_Collected material_
########
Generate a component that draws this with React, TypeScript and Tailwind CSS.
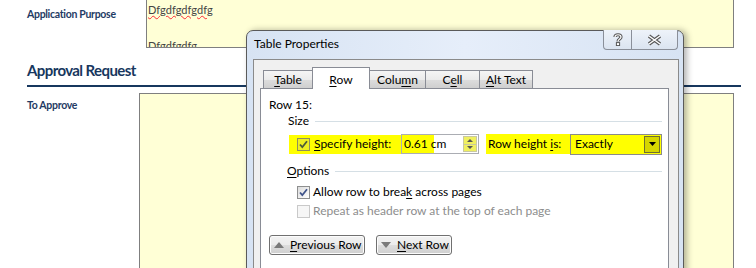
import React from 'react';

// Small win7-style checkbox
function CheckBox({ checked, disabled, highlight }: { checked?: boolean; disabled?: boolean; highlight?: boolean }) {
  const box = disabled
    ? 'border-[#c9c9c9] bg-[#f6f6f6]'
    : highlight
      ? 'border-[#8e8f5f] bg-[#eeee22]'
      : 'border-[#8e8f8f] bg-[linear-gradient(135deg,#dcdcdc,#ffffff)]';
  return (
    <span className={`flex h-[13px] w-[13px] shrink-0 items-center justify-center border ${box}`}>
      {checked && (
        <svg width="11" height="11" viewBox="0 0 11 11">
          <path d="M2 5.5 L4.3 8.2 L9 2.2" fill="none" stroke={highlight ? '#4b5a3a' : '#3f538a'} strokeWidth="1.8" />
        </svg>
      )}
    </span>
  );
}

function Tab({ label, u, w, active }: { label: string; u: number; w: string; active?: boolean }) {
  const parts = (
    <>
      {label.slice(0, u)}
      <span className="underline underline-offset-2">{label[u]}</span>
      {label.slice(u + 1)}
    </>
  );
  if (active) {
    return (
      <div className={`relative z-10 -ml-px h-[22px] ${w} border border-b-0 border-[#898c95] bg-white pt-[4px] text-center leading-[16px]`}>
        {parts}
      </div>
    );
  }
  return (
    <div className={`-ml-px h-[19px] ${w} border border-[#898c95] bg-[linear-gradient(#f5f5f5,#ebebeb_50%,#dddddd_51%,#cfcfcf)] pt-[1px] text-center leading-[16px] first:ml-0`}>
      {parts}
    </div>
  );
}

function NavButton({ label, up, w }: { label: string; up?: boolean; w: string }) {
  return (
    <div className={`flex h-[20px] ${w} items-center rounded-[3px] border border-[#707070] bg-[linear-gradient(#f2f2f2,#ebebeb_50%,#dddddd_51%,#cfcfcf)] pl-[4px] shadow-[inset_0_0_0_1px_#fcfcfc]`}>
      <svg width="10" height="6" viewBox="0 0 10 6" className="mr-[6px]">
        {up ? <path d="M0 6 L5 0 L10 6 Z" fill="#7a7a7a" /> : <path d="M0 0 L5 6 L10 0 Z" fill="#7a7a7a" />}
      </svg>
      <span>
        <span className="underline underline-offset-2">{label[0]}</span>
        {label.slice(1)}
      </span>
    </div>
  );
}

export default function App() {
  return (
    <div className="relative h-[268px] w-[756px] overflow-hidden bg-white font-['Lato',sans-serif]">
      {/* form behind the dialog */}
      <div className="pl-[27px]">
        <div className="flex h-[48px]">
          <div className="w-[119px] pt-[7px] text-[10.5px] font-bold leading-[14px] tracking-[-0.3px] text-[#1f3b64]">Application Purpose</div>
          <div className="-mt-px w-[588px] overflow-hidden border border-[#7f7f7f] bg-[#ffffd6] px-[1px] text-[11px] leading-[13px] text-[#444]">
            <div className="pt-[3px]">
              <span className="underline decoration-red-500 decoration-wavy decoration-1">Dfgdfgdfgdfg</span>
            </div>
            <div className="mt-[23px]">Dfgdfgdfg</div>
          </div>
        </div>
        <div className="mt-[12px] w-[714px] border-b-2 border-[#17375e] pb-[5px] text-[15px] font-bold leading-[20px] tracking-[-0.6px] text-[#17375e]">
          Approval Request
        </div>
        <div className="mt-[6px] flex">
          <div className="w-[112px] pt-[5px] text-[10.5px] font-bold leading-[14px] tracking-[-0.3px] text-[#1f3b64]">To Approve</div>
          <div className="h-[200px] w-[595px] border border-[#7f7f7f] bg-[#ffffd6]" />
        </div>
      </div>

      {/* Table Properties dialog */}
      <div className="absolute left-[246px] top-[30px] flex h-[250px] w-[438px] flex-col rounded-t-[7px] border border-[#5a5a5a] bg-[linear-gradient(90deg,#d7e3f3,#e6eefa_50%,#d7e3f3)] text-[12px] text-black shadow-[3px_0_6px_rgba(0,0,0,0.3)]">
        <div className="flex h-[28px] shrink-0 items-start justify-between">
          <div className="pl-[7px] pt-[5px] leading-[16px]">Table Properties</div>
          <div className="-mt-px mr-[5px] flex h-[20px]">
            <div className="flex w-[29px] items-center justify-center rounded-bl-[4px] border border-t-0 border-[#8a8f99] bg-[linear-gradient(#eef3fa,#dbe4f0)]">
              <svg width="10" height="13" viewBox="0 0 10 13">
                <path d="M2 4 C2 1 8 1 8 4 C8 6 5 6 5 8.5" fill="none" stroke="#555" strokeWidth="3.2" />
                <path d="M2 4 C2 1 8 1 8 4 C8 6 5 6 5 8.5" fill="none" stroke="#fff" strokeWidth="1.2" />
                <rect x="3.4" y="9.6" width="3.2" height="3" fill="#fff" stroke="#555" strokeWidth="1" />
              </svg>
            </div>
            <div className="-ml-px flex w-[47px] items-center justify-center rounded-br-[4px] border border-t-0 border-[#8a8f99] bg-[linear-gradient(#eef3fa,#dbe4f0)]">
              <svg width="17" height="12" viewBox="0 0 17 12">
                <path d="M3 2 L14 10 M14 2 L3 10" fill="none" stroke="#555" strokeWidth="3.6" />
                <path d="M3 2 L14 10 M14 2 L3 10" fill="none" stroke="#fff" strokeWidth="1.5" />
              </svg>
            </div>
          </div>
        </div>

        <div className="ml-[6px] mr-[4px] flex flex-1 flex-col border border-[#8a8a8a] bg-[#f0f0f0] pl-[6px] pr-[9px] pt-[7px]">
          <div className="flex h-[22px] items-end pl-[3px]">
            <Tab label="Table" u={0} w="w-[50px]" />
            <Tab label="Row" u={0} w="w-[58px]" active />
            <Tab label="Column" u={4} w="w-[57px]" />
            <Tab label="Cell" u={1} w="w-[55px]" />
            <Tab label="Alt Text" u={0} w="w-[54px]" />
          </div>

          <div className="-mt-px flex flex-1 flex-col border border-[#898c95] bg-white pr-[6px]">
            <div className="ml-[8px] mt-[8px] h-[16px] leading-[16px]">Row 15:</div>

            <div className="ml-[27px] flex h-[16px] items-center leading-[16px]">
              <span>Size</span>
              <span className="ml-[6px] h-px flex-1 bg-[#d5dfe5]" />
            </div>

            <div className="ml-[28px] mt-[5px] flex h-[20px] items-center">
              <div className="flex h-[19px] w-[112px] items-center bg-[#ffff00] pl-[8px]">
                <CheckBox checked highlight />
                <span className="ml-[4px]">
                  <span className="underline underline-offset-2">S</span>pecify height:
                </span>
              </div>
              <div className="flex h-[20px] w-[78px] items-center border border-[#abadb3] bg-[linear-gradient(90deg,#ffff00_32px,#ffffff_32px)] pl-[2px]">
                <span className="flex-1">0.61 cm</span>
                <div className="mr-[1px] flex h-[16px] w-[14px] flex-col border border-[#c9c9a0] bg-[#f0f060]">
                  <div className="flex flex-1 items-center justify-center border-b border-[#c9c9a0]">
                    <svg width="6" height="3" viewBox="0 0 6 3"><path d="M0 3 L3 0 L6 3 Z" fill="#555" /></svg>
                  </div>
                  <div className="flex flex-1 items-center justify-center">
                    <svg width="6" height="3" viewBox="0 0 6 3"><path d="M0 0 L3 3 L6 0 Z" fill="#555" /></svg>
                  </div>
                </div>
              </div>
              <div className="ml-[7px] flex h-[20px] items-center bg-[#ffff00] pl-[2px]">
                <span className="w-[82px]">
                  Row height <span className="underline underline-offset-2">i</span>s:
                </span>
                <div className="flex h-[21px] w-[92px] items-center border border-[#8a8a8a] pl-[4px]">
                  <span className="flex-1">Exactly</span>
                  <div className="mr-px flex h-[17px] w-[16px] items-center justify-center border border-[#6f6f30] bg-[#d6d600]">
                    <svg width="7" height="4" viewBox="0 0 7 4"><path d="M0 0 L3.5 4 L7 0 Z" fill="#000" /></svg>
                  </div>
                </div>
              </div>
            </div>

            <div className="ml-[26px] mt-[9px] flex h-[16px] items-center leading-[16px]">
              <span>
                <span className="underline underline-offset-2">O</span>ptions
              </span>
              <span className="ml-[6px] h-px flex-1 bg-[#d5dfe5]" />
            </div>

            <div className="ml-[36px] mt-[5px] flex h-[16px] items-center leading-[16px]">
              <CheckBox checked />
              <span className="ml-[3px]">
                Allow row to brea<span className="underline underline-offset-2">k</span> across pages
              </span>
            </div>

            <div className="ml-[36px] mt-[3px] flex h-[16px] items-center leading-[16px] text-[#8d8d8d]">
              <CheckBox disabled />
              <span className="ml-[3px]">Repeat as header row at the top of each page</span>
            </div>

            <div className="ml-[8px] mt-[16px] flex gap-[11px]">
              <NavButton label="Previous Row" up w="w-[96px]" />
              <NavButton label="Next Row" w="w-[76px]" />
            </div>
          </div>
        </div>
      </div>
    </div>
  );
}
########
_Goal_
From the data above, show each line that contains "React".

_Answer to this exercise_
Generate a component that draws this with React, TypeScript and Tailwind CSS.
import React from 'react';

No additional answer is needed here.